The main threat to waterways within the GBMWHA include difficulties in maintaining water quality due to the location of headwaters outside of the park boundary, spread of weeds from upstream disturbed areas, and increased sedimentation as a result of land clearing and high fire frequency (NSW National Parks & Wildlife Service 2009). Photo 5. is an example of modification to waterways due to land clearing for farming purposes.



Photo 5. Waterway modification of Yengo Creek on Yengo Creek Road


          1. Management


The management of threats associated with waterways located within the GBMWHA and complementary lands is difficult as many are introduced from waterways located upstream. Threats such as pollution, vegetation clearing and introduction and spread of weed species have the potential to impact the rivers hydrology and habitats (NSW National Parks and Wildlife Service 2001).

Legislation, including the Sydney Catchment Management Act 2003 and National Parks and Wildlife Act 1974, provide a framework for managing the health of waterways by improving vegetation cover, water quality, ecological process and reducing erosion. This legislation is used by National Parks and Wildlife Service, Sydney Catchment Management Authority and other organisations to correctly manage the catchments within the GBMWHA and complementary lands (NSW National Parks and Wildlife Service 2001; Wollombi Valley Landcare Group Inc 2003).


The habitat types within the Wollombi Valley have been mapped to identify type, condition, threats associated with each vegetation type and the present conservation status (Fallding & Bell 1996). This habitat mapping has allowed the Wollombi Valley Landcare Group to run trial targeted programs to re-create habitat within sections of the William’s River and Stockyard Creek in the Wollombi Valley. Re-introduction of large woody debris and revegetation within these waterways is generating natural conditions that will provide habitat for many aquatic and riparian species and prevent stagnation (Wollombi Valley Landcare Group Inc 2003).

Plans of management and advisory notes have been developed and made available to private landowners and the broader community within the Wollombi Valley. These documents provide advice on how to manage threats such as erosion and sedimentation (Wollombi Valley Landcare Group Inc 2003).


        1. Illegal activities

          1. Threats


The GBMWHA provides a wide variety of natural resources, providing ecotourism, and environments for many recreational and illegal activities. It is predominantly the illegal activities (including illegal recreational activities) that are threatening the GBMWHA and complementary lands. The use of closed or management trails used for unregistered bike riding, four-wheel driving, car and rubbish dumping, theft of rocks and wildflowers, clearing for firewood and arson are all considered the main activities threatening the GBMWHA. Additionally, many recreational drivers illegally create new trails particularly in areas that are prone to erosion such as steep slopes (NSW National Parks & Wildlife Service 2009; Wollombi Valley Landcare Group Inc 2003).

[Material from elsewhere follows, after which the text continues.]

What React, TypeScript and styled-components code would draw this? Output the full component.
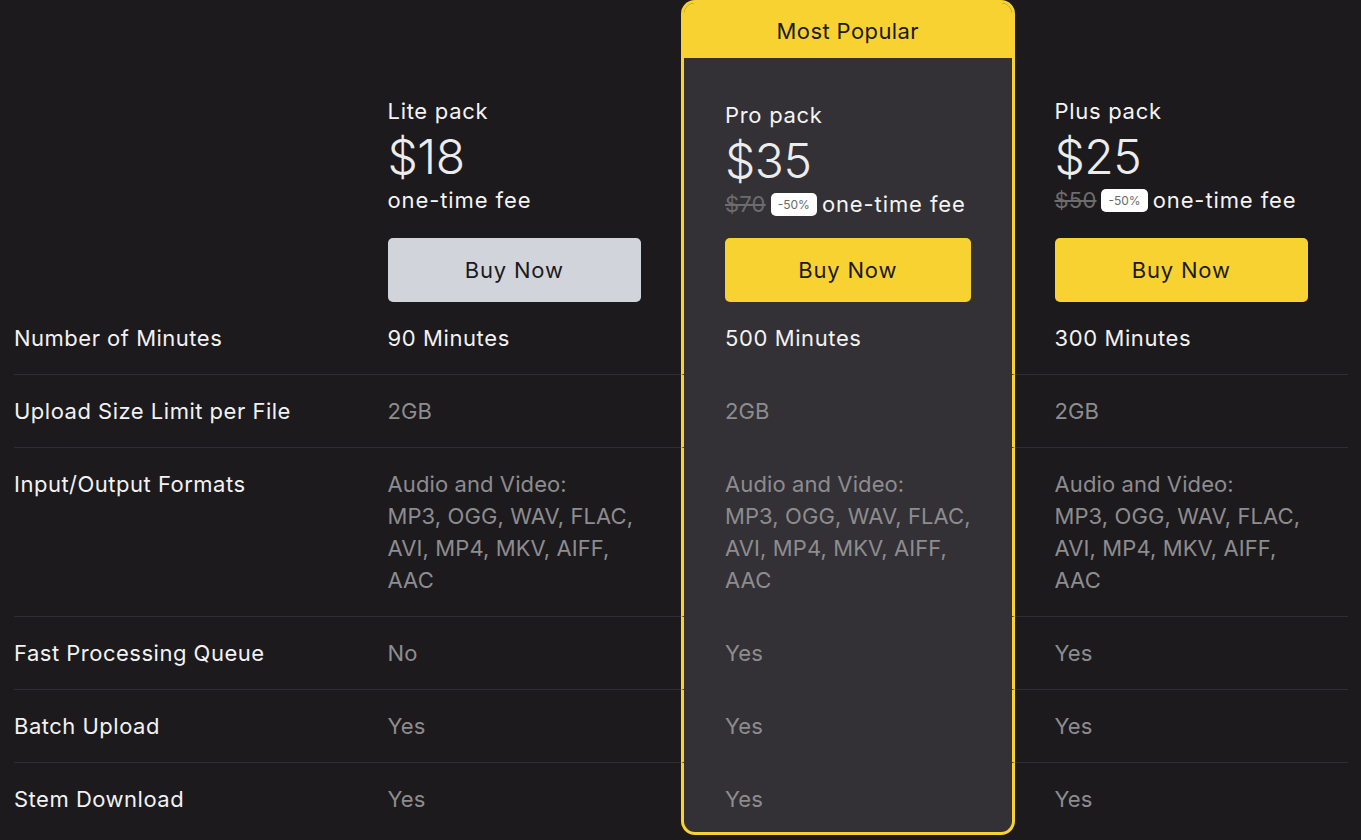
import React from "react";
import styled, { createGlobalStyle } from "styled-components";

const GlobalStyle = createGlobalStyle`
  html, body { margin: 0; padding: 0; background: #1c1a1d; }
  body { font-family: Inter, "Noto Sans", sans-serif; color: #f2f2f2; }
  * { box-sizing: border-box; }
`;

const YELLOW = "#f8d231";
const CARD = "#333135";
const LINE = "#302e32";

const Table = styled.div`
  display: grid;
  grid-template-columns: repeat(4, 1fr);
  padding: 0 13px 0 14px;
  width: 1361px;
  font-size: 22px;
  letter-spacing: 0.7px;
`;

const Spacer = styled.div``;

const PlanHeader = styled.div<{ $featured?: boolean }>`
  display: flex;
  flex-direction: column;
  justify-content: flex-end;
  padding: 0 40px;
  ${(p) =>
    p.$featured &&
    `
    background: ${CARD};
    border: 3px solid ${YELLOW};
    border-bottom: none;
    border-radius: 14px 14px 0 0;
    padding: 0 41px 0 41px;
    overflow: hidden;
  `}
`;

const Badge = styled.div`
  margin: 0 -41px 43px -41px;
  height: 55px;
  background: ${YELLOW};
  color: #1c1a1d;
  display: flex;
  align-items: center;
  justify-content: center;
  font-size: 22px;
  letter-spacing: 0.4px;
`;

const PlanName = styled.div`
  font-size: 22px;
  line-height: 28px;
  color: #f4f4f4;
`;

const Price = styled.div`
  margin-top: 8px;
  font-size: 48px;
  line-height: 48px;
  color: #ececec;
  font-weight: 300;
  letter-spacing: -0.5px;
`;

const FeeRow = styled.div<{ $featured?: boolean }>`
  margin-top: 5px;
  margin-bottom: ${(p) => (p.$featured ? 20 : 24)}px;
  display: flex;
  align-items: center;
  gap: 5px;
  height: 28px;
  font-size: 22px;
  color: #f4f4f4;
  letter-spacing: 0.9px;
`;

const OldPrice = styled.span`
  color: #6c6b6e;
  text-decoration: line-through;
  letter-spacing: 0.2px;
`;

const Pill = styled.span`
  background: #ffffff;
  color: #6a6a6a;
  font-size: 12px;
  letter-spacing: 0;
  border-radius: 5px;
  height: 23px;
  padding: 0 7px;
  display: inline-flex;
  align-items: center;
`;

const BuyButton = styled.button<{ $primary?: boolean }>`
  height: 64px;
  width: 100%;
  border: none;
  border-radius: 5px;
  background: ${(p) => (p.$primary ? YELLOW : "#d1d5db")};
  color: #1c1a1d;
  font-family: inherit;
  font-size: 22px;
  letter-spacing: 0.8px;
  cursor: pointer;
`;

const LabelCell = styled.div<{ $last?: boolean }>`
  padding: 20px 0;
  line-height: 32px;
  font-size: 22px;
  letter-spacing: 0.5px;
  color: #f2f2f2;
  border-bottom: ${(p) => (p.$last ? "none" : `1px solid ${LINE}`)};
`;

const ValueCell = styled.div<{ $featured?: boolean; $last?: boolean; $strong?: boolean }>`
  padding: 20px 40px;
  line-height: 32px;
  font-size: 22px;
  letter-spacing: ${(p) => (p.$strong ? "0.6px" : "0.1px")};
  color: ${(p) => (p.$strong ? "#f2f2f2" : "#8d8c8f")};
  border-bottom: ${(p) => (p.$last ? "none" : `1px solid ${LINE}`)};
  ${(p) =>
    p.$featured &&
    `
    background: ${CARD};
    border-left: 3px solid ${YELLOW};
    border-right: 3px solid ${YELLOW};
    border-bottom: ${p.$last ? `3px solid ${YELLOW}` : `1px solid ${CARD}`};
    border-radius: ${p.$last ? "0 0 14px 14px" : "0"};
    padding: 20px 37px ${p.$last ? 17 : 20}px 41px;
  `}
`;

type Plan = {
  name: string;
  price: string;
  old?: string;
  featured?: boolean;
  primary?: boolean;
  values: string[];
};

const plans: Plan[] = [
  {
    name: "Lite pack",
    price: "$18",
    values: ["90 Minutes", "2GB", "FORMATS", "No", "Yes", "Yes"],
  },
  {
    name: "Pro pack",
    price: "$35",
    old: "$70",
    featured: true,
    primary: true,
    values: ["500 Minutes", "2GB", "FORMATS", "Yes", "Yes", "Yes"],
  },
  {
    name: "Plus pack",
    price: "$25",
    old: "$50",
    primary: true,
    values: ["300 Minutes", "2GB", "FORMATS", "Yes", "Yes", "Yes"],
  },
];

const labels = [
  "Number of Minutes",
  "Upload Size Limit per File",
  "Input/Output Formats",
  "Fast Processing Queue",
  "Batch Upload",
  "Stem Download",
];

const Formats = () => (
  <>
    Audio and Video:
    <br />
    MP3, OGG, WAV, FLAC,
    <br />
    AVI, MP4, MKV, AIFF,
    <br />
    AAC
  </>
);

export default function App() {
  return (
    <>
      <GlobalStyle />
      <Table>
        <Spacer />
        {plans.map((p) => (
          <PlanHeader key={p.name} $featured={p.featured}>
            {p.featured && <Badge>Most Popular</Badge>}
            <PlanName>{p.name}</PlanName>
            <Price>{p.price}</Price>
            <FeeRow $featured={p.featured}>
              {p.old && (
                <>
                  <OldPrice>{p.old}</OldPrice>
                  <Pill>-50%</Pill>
                </>
              )}
              <span>one-time fee</span>
            </FeeRow>
            <BuyButton $primary={p.primary}>Buy Now</BuyButton>
          </PlanHeader>
        ))}
        {labels.map((label, i) => {
          const last = i === labels.length - 1;
          return (
            <React.Fragment key={label}>
              <LabelCell $last={last}>{label}</LabelCell>
              {plans.map((p) => (
                <ValueCell
                  key={p.name}
                  $featured={p.featured}
                  $last={last}
                  $strong={i === 0}
                >
                  {p.values[i] === "FORMATS" ? <Formats /> : p.values[i]}
                </ValueCell>
              ))}
            </React.Fragment>
          );
        })}
      </Table>
    </>
  );
}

Illegal activities are having detrimental impacts within the GBMWHA and complementary lands. Impacts associated with illegal activities include erosion, sedimentation, vegetation clearing and modification of habitat such as the removal of bush rocks which is threatening amphibians and reptiles including the decline in the Vulnerable EPBC Act-listed Broad-headed Snake (Hoplocephalus bungaroides) (NSW National Parks & Wildlife Service 2009).


          1. Management


The NPWS regulate visitor entry and monitor the activities of visitors to ensure that they do not impact the GBMWHA. This is a difficult task given the large size of the GBMWHA and limited resources available to cover the entire area.